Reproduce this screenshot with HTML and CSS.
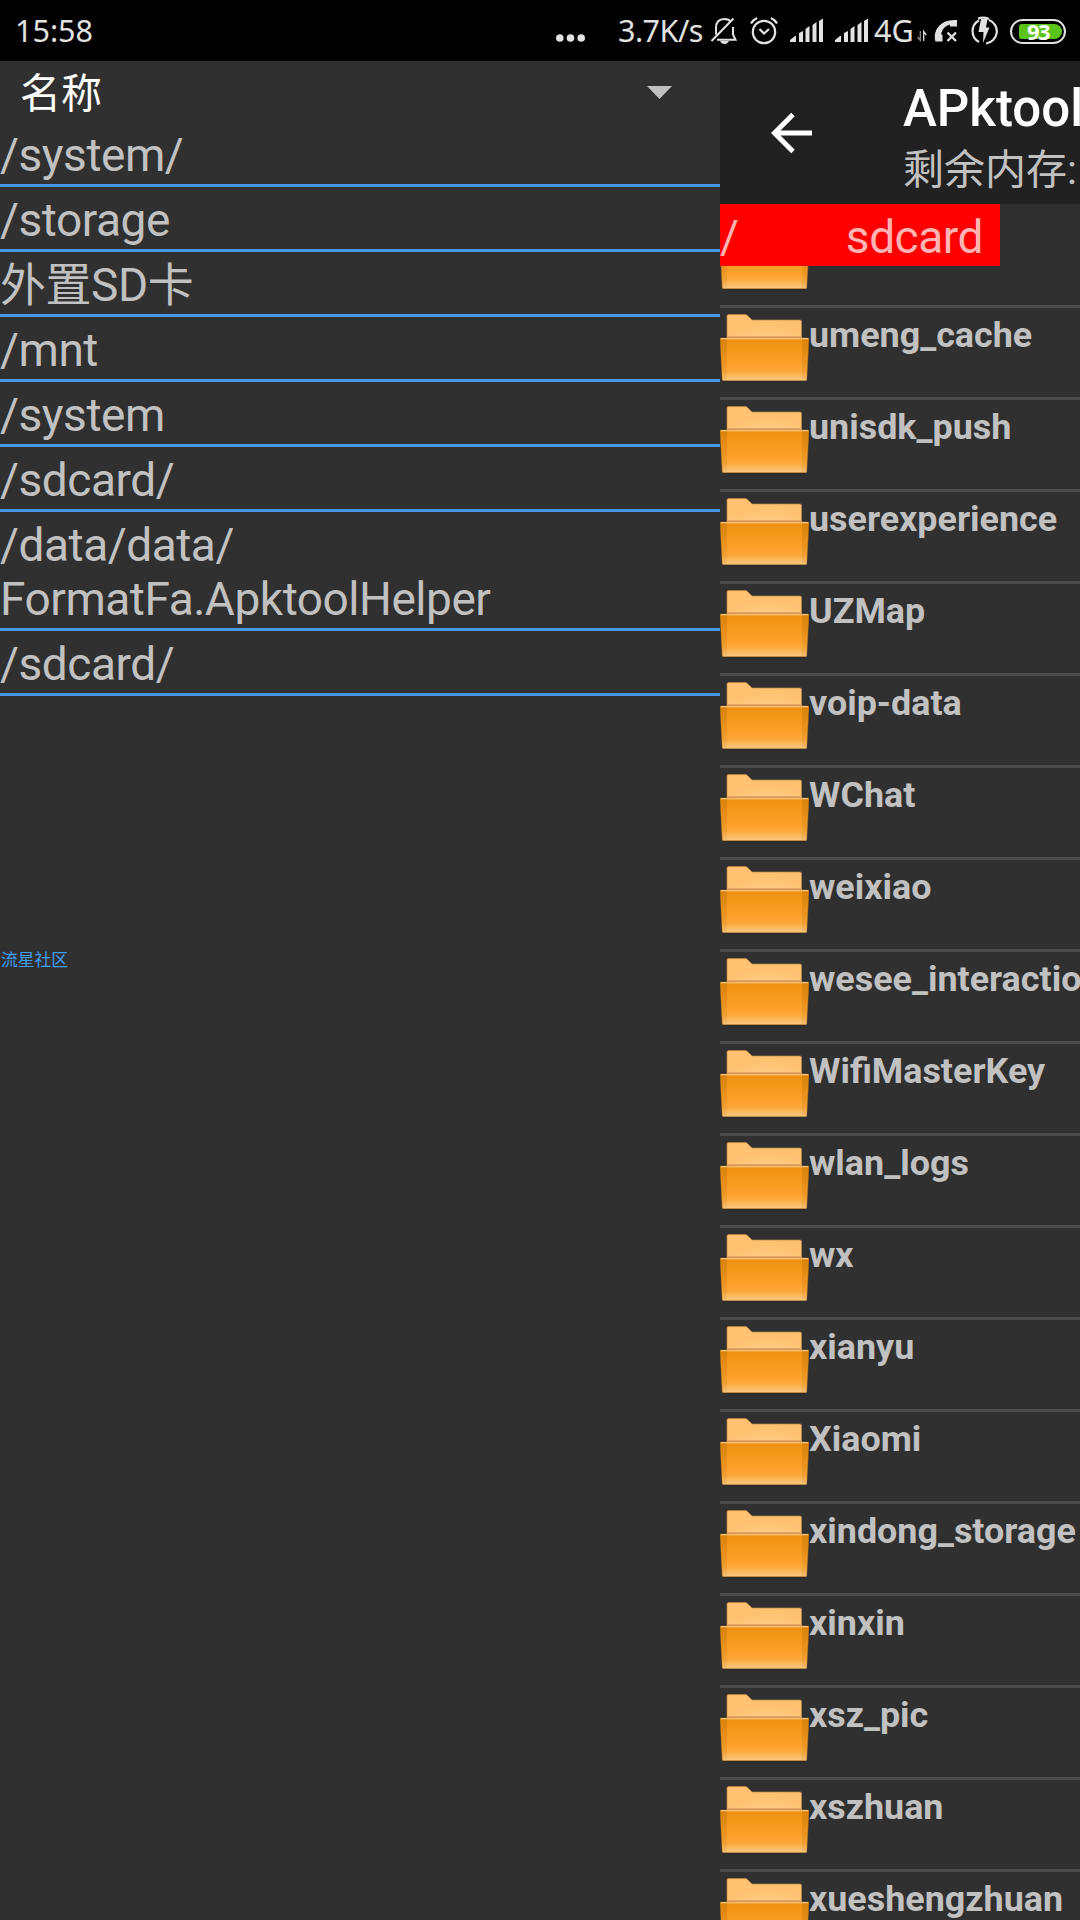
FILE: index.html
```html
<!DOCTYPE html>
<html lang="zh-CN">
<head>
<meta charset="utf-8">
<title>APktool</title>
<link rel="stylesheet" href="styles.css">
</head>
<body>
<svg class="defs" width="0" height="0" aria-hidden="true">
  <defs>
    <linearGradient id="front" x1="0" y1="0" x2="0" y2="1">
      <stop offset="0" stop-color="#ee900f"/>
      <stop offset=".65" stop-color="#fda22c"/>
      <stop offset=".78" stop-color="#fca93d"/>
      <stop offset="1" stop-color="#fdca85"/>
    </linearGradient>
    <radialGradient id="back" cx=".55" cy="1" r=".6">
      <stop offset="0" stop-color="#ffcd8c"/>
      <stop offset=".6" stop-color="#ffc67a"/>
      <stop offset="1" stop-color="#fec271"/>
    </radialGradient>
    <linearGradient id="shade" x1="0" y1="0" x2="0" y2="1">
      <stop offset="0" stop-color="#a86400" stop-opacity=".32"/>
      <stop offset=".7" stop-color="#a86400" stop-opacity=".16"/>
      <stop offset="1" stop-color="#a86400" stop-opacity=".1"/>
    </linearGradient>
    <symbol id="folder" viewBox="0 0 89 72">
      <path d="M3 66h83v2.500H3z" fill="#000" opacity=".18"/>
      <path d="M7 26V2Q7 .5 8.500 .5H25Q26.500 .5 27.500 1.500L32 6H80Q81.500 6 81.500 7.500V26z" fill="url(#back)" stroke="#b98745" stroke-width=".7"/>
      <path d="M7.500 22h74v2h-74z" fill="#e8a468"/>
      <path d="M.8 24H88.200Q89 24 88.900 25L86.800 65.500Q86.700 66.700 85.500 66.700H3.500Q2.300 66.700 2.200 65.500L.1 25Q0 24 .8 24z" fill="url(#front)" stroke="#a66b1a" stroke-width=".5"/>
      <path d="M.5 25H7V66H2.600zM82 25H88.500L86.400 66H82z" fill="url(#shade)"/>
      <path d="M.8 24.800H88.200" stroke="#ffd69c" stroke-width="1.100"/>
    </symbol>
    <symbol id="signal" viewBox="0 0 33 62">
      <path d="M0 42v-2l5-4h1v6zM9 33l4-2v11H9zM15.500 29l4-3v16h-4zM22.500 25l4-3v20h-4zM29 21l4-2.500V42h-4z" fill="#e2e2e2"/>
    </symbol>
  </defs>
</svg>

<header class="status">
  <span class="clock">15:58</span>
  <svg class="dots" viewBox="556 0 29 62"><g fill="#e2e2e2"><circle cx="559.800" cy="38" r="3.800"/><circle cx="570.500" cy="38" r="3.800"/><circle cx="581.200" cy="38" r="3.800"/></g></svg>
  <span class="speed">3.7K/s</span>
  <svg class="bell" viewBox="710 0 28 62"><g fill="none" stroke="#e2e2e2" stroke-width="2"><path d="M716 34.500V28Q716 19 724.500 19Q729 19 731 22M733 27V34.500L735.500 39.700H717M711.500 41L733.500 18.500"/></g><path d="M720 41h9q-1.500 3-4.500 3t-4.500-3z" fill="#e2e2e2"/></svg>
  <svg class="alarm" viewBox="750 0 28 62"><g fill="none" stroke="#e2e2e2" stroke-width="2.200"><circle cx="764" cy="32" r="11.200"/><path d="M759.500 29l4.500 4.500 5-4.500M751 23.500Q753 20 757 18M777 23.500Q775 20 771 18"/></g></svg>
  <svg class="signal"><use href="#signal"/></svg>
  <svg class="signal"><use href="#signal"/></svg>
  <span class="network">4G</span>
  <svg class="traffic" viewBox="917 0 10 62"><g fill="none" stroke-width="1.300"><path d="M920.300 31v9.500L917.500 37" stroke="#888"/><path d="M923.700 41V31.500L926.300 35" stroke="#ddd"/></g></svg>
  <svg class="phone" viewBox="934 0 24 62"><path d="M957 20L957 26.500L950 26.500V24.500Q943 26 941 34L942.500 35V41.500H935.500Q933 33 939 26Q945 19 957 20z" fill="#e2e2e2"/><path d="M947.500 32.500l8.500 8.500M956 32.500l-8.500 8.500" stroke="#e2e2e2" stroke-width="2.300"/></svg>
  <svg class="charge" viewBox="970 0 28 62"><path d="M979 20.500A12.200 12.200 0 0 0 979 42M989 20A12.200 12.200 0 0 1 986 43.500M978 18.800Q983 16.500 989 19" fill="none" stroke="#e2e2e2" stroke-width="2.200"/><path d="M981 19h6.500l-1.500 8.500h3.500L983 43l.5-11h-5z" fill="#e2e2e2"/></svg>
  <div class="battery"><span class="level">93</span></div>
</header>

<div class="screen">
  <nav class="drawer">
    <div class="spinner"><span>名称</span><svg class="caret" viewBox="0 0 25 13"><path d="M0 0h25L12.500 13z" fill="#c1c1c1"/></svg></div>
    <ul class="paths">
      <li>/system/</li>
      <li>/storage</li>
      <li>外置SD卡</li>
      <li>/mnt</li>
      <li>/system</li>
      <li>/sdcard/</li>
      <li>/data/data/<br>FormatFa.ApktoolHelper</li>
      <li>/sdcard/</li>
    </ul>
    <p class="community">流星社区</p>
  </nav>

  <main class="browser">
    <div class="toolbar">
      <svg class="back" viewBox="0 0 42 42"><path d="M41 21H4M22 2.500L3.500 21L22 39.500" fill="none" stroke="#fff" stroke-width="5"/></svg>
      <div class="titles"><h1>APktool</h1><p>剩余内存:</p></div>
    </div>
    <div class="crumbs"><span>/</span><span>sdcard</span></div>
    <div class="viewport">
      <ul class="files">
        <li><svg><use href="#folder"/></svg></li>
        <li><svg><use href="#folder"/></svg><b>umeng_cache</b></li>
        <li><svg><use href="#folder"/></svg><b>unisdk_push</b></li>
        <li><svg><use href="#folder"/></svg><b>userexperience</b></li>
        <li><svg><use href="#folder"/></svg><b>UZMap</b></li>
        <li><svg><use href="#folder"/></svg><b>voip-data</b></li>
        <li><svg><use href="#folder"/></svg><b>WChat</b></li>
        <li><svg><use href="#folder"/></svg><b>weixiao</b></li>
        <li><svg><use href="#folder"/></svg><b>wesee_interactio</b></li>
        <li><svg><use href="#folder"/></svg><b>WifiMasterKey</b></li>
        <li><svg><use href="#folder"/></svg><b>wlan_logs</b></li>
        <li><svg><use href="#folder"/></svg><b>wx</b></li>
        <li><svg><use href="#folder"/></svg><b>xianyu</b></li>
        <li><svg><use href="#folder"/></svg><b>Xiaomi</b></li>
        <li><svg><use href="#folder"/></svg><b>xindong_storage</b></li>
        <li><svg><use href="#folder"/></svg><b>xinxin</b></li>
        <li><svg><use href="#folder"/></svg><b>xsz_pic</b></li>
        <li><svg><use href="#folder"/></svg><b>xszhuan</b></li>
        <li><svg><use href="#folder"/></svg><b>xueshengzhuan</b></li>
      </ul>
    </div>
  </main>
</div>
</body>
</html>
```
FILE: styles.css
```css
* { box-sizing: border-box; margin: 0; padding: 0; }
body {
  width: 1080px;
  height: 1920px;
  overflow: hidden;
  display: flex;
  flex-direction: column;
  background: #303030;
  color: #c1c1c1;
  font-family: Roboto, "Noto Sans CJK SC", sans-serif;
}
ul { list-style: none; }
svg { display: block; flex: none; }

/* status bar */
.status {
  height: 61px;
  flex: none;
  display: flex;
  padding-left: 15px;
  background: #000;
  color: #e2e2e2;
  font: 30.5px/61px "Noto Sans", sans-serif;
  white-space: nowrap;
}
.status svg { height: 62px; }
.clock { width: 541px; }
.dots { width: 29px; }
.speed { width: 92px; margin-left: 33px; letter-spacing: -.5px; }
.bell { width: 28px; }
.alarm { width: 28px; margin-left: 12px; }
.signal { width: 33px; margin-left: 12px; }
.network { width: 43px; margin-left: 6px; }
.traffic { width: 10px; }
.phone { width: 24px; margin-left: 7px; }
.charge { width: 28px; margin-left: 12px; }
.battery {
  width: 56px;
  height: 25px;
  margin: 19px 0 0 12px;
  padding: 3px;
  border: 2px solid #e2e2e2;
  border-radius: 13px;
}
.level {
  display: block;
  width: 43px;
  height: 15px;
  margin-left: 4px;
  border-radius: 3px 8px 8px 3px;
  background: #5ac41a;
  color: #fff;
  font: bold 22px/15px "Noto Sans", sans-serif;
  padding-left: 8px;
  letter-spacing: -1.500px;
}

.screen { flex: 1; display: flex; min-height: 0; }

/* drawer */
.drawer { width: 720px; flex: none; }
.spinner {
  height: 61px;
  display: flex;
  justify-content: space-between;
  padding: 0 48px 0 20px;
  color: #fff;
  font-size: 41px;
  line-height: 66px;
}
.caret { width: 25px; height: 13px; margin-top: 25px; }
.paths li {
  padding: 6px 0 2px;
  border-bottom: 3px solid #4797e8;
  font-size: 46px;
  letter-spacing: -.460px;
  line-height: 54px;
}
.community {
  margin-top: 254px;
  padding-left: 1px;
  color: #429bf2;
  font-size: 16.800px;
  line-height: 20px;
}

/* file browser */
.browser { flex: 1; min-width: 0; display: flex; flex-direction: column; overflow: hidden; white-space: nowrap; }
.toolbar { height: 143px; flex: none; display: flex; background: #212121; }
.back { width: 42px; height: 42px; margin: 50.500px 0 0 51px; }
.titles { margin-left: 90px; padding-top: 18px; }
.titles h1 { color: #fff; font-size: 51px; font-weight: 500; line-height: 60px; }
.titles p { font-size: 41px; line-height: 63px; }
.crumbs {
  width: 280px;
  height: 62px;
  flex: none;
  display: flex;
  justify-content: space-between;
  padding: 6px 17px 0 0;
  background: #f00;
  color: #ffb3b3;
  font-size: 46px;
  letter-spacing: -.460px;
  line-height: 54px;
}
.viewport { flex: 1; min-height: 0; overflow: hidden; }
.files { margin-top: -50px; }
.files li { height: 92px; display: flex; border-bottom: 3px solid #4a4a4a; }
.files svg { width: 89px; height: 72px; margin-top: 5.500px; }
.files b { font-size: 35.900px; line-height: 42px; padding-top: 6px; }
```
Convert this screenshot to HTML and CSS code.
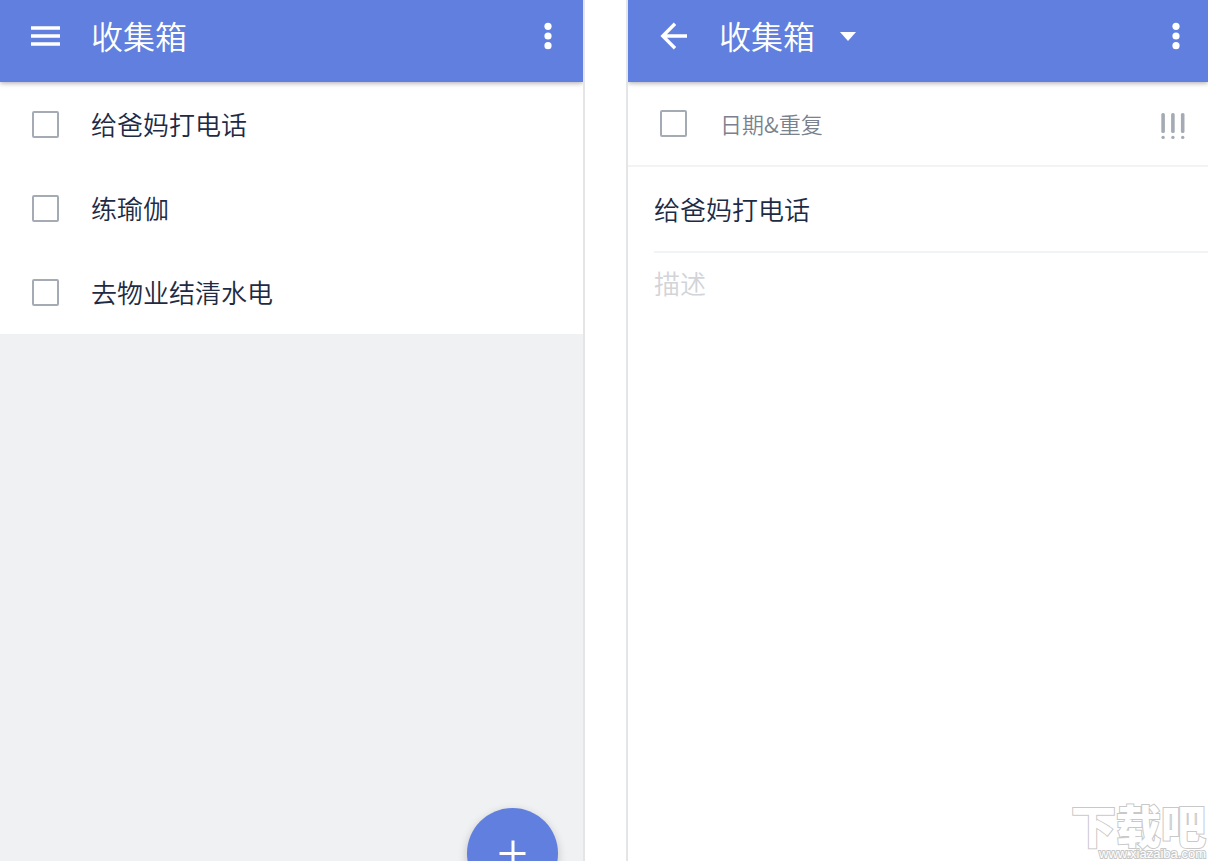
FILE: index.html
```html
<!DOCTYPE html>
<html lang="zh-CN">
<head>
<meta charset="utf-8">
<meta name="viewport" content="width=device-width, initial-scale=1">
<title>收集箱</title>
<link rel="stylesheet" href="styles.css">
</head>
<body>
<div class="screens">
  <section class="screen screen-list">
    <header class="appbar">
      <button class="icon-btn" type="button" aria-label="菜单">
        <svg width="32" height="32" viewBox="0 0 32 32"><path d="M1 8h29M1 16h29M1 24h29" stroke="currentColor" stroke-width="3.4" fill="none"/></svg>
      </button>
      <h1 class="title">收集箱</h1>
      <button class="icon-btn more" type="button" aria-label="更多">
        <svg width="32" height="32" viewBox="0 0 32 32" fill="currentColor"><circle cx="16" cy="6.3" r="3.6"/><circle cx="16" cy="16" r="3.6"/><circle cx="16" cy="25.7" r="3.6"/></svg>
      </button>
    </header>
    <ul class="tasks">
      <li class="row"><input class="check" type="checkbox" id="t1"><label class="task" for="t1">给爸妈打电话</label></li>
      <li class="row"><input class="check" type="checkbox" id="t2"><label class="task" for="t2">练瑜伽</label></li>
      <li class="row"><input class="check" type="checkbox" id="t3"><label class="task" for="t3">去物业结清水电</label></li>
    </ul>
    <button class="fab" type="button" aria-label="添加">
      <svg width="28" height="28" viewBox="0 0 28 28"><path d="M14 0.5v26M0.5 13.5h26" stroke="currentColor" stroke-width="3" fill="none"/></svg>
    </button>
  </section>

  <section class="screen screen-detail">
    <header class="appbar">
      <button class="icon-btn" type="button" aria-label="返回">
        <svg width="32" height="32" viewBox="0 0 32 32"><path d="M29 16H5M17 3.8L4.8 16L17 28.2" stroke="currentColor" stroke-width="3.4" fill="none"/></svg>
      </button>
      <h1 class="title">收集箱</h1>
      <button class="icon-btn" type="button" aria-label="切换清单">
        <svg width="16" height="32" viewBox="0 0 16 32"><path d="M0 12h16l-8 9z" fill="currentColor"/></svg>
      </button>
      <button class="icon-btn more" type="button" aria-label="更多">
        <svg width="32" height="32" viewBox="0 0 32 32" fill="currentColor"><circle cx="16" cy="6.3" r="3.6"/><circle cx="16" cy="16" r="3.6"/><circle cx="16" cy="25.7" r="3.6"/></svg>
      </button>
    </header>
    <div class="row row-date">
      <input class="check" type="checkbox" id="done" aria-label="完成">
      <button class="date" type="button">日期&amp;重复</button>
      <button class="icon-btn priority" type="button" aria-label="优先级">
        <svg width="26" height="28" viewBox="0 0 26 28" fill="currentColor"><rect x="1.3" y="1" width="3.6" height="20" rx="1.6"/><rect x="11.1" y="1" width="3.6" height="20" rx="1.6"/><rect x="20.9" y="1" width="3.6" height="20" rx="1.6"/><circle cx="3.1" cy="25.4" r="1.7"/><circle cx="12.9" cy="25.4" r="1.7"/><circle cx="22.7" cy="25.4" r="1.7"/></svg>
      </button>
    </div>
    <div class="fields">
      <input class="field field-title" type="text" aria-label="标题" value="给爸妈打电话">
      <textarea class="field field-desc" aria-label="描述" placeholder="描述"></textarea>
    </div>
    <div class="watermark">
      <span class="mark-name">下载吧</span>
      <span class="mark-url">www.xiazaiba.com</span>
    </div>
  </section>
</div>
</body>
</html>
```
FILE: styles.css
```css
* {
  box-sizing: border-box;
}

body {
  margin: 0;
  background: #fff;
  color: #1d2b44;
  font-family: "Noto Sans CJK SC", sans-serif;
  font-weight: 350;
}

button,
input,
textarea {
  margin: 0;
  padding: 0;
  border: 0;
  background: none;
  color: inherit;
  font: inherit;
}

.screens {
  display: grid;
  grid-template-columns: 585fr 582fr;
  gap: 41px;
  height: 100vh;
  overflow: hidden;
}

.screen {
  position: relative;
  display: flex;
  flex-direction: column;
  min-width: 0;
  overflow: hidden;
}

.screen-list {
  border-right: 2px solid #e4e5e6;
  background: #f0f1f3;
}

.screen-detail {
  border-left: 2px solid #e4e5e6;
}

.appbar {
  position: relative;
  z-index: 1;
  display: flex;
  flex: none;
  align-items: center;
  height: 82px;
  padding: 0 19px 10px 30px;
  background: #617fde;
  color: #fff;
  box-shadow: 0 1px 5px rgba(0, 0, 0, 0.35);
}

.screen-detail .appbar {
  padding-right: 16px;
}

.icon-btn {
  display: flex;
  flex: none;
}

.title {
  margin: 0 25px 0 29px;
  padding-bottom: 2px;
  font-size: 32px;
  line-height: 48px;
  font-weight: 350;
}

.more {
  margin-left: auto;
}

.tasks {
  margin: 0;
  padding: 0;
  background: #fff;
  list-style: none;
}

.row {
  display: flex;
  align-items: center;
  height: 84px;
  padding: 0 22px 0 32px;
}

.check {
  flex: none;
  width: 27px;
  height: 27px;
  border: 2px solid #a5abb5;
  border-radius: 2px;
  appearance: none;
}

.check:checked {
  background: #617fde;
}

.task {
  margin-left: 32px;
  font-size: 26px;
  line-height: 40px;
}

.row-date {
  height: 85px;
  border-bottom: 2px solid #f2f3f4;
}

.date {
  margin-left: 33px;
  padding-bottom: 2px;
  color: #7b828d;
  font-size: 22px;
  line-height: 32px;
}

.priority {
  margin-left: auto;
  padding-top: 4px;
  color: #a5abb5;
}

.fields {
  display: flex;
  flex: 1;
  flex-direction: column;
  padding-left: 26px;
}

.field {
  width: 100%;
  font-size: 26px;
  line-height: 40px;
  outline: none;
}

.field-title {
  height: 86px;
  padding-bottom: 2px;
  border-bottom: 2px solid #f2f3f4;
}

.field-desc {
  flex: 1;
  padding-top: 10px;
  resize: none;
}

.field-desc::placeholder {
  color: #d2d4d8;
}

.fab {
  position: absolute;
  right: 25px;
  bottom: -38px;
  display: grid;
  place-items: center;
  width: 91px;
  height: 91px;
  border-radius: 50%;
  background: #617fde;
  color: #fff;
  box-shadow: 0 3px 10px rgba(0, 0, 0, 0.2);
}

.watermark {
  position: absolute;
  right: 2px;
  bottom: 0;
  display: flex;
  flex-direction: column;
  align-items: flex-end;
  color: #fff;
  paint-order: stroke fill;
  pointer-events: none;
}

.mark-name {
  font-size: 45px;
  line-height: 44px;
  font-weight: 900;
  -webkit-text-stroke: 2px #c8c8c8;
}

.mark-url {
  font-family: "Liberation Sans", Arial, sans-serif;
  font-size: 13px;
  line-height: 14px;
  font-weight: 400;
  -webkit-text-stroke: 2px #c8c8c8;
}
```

### EXERCISE AIM
Above are the records. Copy every line in them holding "this".

### RESULT OF THE TASK
Reproduce this screenshot with HTML and CSS.
Convert this screenshot to HTML and CSS code.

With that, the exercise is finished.